Re: Where did you get your feet wet?

Subject: Re: Where did you get your feet wet?
From: topsidefarm -at- mva -dot- net
To: "TECHWR-L" <techwr-l -at- lists -dot- techwr-l -dot- com>
Date: Tue, 7 Jun 2005 08:05:44 -0600


> Hi Y'all -
>
> Several of these threads have gotten me wondering how most of us got
> involved in tech writing to begin with.
>
> Thanks!
> Lori


Like so many on this list, my arrival at Technical Writing was a long,
winding trip. Along the way, the jobs I held seemed to direct me in any
direction but TW.

My education started in a Tool and Die Making course at a Voc-Tec school
in Pennsylvania. Over the next twenty years, I would work as a machinist,
welder, machine builder, manufacturing general help, and QC
inspector/technician. I found myself working for an optical company, a
wire and cable mill, a paper mill, a gun factory, a lock manufacturer,
numerous job shops, a fiber optics plant, and steam turbine manufacturing.

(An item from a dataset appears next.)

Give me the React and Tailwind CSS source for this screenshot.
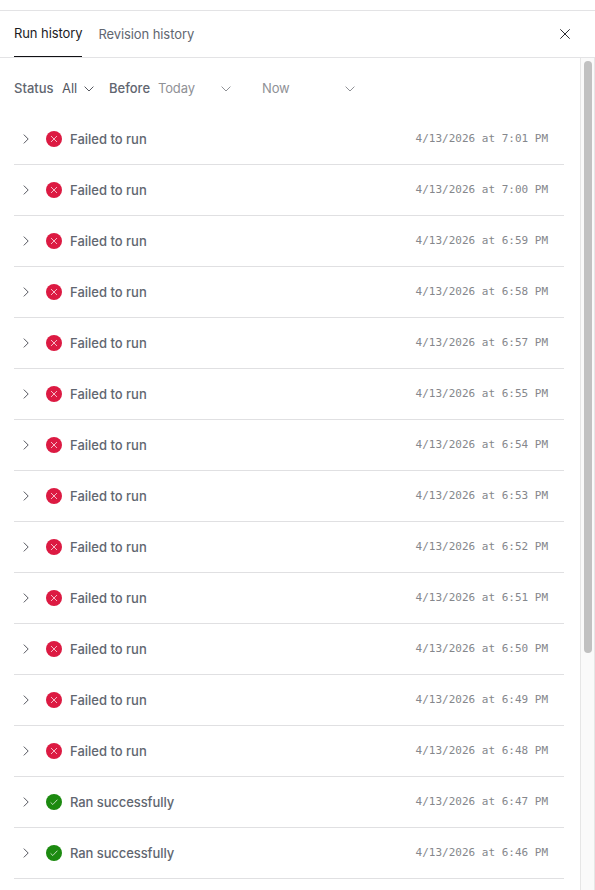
import React, { useState } from "react";

const runs = [
  { time: "7:01 PM", ok: false },
  { time: "7:00 PM", ok: false },
  { time: "6:59 PM", ok: false },
  { time: "6:58 PM", ok: false },
  { time: "6:57 PM", ok: false },
  { time: "6:55 PM", ok: false },
  { time: "6:54 PM", ok: false },
  { time: "6:53 PM", ok: false },
  { time: "6:52 PM", ok: false },
  { time: "6:51 PM", ok: false },
  { time: "6:50 PM", ok: false },
  { time: "6:49 PM", ok: false },
  { time: "6:48 PM", ok: false },
  { time: "6:47 PM", ok: true },
  { time: "6:46 PM", ok: true },
];

function ChevronDown({ className }) {
  return (
    <svg width="10" height="6" viewBox="0 0 10 6" fill="none" stroke="currentColor" className={className}>
      <path d="M0.6 0.6L5 5L9.4 0.6" />
    </svg>
  );
}

function StatusIcon({ ok }) {
  return (
    <svg width="16" height="16" viewBox="0 0 16 16" fill="none" className="shrink-0">
      <circle cx="8" cy="8" r="8" fill={ok ? "#1c8a10" : "#dc1a42"} />
      <path
        d={ok ? "M4.6 8.4L6.8 10.5L11.4 5.7" : "M5 5L11 11M11 5L5 11"}
        stroke="white"
        strokeWidth="0.7"
      />
    </svg>
  );
}

function RunRow({ run }) {
  return (
    <div className="flex h-[51px] items-center border-b border-[#e0e0e2] pr-4 pl-[9px]">
      <svg width="6" height="10" viewBox="0 0 6 10" fill="none" stroke="#55575f" className="mr-[17px] shrink-0">
        <path d="M0.8 0.6L5.2 5L0.8 9.4" />
      </svg>
      <StatusIcon ok={run.ok} />
      <span
        className={`ml-2 pt-0.5 text-[13px] font-medium text-[#616670] ${run.ok ? "tracking-[-0.08px]" : ""}`}
      >
        {run.ok ? "Ran successfully" : "Failed to run"}
      </span>
      <span className="ml-auto font-['DejaVu_Sans_Mono',monospace] text-[11px] text-[#85878c]">
        4/13/2026 at {run.time}
      </span>
    </div>
  );
}

export default function App() {
  const [tab, setTab] = useState("run");

  const tabClass = (name) =>
    tab === name
      ? "border-b border-[#111114] text-[#1b1b1f]"
      : "pt-0.5 text-[#616670]";

  return (
    <div className="flex h-[890px] w-[595px] flex-col overflow-hidden bg-white pt-2.5 font-['Inter',sans-serif] text-[13px]">
      <header className="flex h-12 shrink-0 items-stretch border-y border-[#e3e3e5] px-3.5">
        <div className="flex gap-4 tracking-[-0.09px]">
          <button onClick={() => setTab("run")} className={tabClass("run")}>
            Run history
          </button>
          <button onClick={() => setTab("revision")} className={tabClass("revision")}>
            Revision history
          </button>
        </div>
        <button aria-label="Close" className="mr-2.5 ml-auto">
          <svg width="10" height="10" viewBox="0 0 10 10" fill="none" stroke="#2b2b30" className="mr-px">
            <path d="M0.3 0.3L9.7 9.7M9.7 0.3L0.3 9.7" />
          </svg>
        </button>
      </header>
      <div className="flex min-h-0 flex-1">
        <main className="w-[580px] shrink-0 overflow-hidden pr-4 pl-3.5">
          <div className="flex h-14 items-center pt-1.5">
            <span className="w-10 font-medium text-[#616670]">Status</span>
            <button className="ml-2 flex w-8 items-center justify-between text-[#55575f]">
              All
              <ChevronDown />
            </button>
            <span className="ml-[15px] w-[41px] font-medium text-[#616670]">Before</span>
            <button className="ml-2 flex w-[73px] items-center justify-between text-[#8f9196]">
              <span className="tracking-[-0.15px]">Today</span>
              <ChevronDown />
            </button>
            <button className="ml-[31px] flex w-[93px] items-center justify-between text-[#8f9196]">
              <span className="tracking-[-0.15px]">Now</span>
              <ChevronDown />
            </button>
          </div>
          {runs.map((run) => (
            <RunRow key={run.time} run={run} />
          ))}
        </main>
        <div className="w-[15px] border-x border-[#e6e6e6] bg-[#fafafa] px-[3px] pt-[3px]">
          <div className="h-[592px] w-2 rounded-full bg-[#c1c1c1]" />
        </div>
      </div>
    </div>
  );
}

It was at the steam turbine business, General Electric, that my career
took one of its first major turns. By sheer luck, I ended up in the QC
department. I learned a lot about quality systems and (most importantly)
documentation. Working in QC for a government contractor meant lots of
documentation. The most important thing I learned was just how important
documentation can really be. My biggest accomplishment at GE was my
involvement with that facility becoming ISO 9001 certified.

It was during my ten years at GE that I started back to school. Along the
way, I earned an AA in Management, an AS in Computer Science, and a BS in
General Studies/Business. The latter two were earned long after leaving
GE.

After GE closed that facility in 1998, I worked for another machine shop
for a while before being laid off. It was at this time that a Tech Writer
position opened at Beloit Pulping in Nashua, NH. An acquaintance of mine
from my GE days approached me about the position. He said that it would be
no different than all of the QOP writing I had done for GE. I applied for
the position and got it based entirely on my manufacturing background (I
had only finished my AA at the time).

Since then there have been three other permanent positions and over a
half-dozen contracts (with me sometimes working several jobs at the same
time). Yes, the TW market in New England has been a wild ride. I did not
leave any of the permanent jobs voluntarily; I was laid off from the three
I have left (still at the fourth) due to economic reasons. I still have an
ongoing relationship with several of the contract positions.

As you can see, nothing in my early work history gave any indication I
would end up in this field, and my only formal training was a single
course on the subject (which came about two years after I started at
Beloit). This seems to be true for quite a number of us. We just seemed to
land here by luck. Who says good things don?t happen to good people!